### TASK GOAL
Repeat every line exactly, keeping the pictures out of the copy.

# Start of DATASET EXCERPT

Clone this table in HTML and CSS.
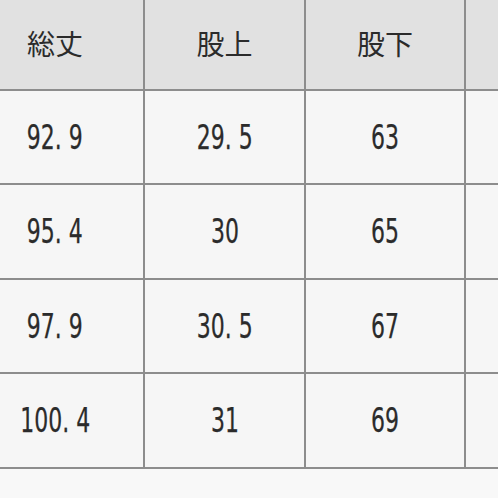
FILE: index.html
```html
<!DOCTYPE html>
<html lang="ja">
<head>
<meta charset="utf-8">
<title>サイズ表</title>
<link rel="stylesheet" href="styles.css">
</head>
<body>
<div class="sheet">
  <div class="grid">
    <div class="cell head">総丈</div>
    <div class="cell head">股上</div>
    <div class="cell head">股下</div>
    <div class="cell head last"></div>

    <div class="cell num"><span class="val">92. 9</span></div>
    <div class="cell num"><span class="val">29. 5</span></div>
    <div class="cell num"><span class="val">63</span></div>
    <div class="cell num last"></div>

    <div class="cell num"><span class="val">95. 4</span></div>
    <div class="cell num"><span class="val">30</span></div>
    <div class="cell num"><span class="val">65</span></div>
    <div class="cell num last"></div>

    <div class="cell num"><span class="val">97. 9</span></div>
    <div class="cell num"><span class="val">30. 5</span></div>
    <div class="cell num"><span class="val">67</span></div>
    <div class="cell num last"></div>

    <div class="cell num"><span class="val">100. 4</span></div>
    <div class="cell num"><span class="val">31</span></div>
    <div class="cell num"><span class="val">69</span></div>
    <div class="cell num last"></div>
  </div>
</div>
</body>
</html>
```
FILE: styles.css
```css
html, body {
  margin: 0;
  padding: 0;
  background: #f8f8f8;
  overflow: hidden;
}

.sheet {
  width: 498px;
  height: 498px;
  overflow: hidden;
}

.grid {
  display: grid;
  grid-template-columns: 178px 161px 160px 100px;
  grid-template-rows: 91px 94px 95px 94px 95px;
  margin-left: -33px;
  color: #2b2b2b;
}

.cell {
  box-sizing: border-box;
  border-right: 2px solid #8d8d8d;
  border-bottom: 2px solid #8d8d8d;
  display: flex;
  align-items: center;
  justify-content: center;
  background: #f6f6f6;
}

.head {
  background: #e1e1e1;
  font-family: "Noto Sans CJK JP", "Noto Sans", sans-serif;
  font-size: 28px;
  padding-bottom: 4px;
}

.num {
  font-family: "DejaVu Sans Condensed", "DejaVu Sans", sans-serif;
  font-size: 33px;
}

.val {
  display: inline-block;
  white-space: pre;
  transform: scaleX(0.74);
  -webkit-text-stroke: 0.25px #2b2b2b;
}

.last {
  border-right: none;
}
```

# End of DATASET EXCERPT

### OUTPUT FOR THIS TASK
Clone this table in HTML and CSS.
FILE: index.html
```html
<!DOCTYPE html>
<html lang="ja">
<head>
<meta charset="utf-8">
<title>サイズ表</title>
<link rel="stylesheet" href="styles.css">
</head>
<body>
<div class="sheet">
  <div class="grid">
    <div class="cell head">総丈</div>
    <div class="cell head">股上</div>
    <div class="cell head">股下</div>
    <div class="cell head last"></div>

    <div class="cell num"><span class="val">92. 9</span></div>
    <div class="cell num"><span class="val">29. 5</span></div>
    <div class="cell num"><span class="val">63</span></div>
    <div class="cell num last"></div>

    <div class="cell num"><span class="val">95. 4</span></div>
    <div class="cell num"><span class="val">30</span></div>
    <div class="cell num"><span class="val">65</span></div>
    <div class="cell num last"></div>

    <div class="cell num"><span class="val">97. 9</span></div>
    <div class="cell num"><span class="val">30. 5</span></div>
    <div class="cell num"><span class="val">67</span></div>
    <div class="cell num last"></div>

    <div class="cell num"><span class="val">100. 4</span></div>
    <div class="cell num"><span class="val">31</span></div>
    <div class="cell num"><span class="val">69</span></div>
    <div class="cell num last"></div>
  </div>
</div>
</body>
</html>
```
FILE: styles.css
```css
html, body {
  margin: 0;
  padding: 0;
  background: #f8f8f8;
  overflow: hidden;
}

.sheet {
  width: 498px;
  height: 498px;
  overflow: hidden;
}

.grid {
  display: grid;
  grid-template-columns: 178px 161px 160px 100px;
  grid-template-rows: 91px 94px 95px 94px 95px;
  margin-left: -33px;
  color: #2b2b2b;
}

.cell {
  box-sizing: border-box;
  border-right: 2px solid #8d8d8d;
  border-bottom: 2px solid #8d8d8d;
  display: flex;
  align-items: center;
  justify-content: center;
  background: #f6f6f6;
}

.head {
  background: #e1e1e1;
  font-family: "Noto Sans CJK JP", "Noto Sans", sans-serif;
  font-size: 28px;
  padding-bottom: 4px;
}

.num {
  font-family: "DejaVu Sans Condensed", "DejaVu Sans", sans-serif;
  font-size: 33px;
}

.val {
  display: inline-block;
  white-space: pre;
  transform: scaleX(0.74);
  -webkit-text-stroke: 0.25px #2b2b2b;
}

.last {
  border-right: none;
}
```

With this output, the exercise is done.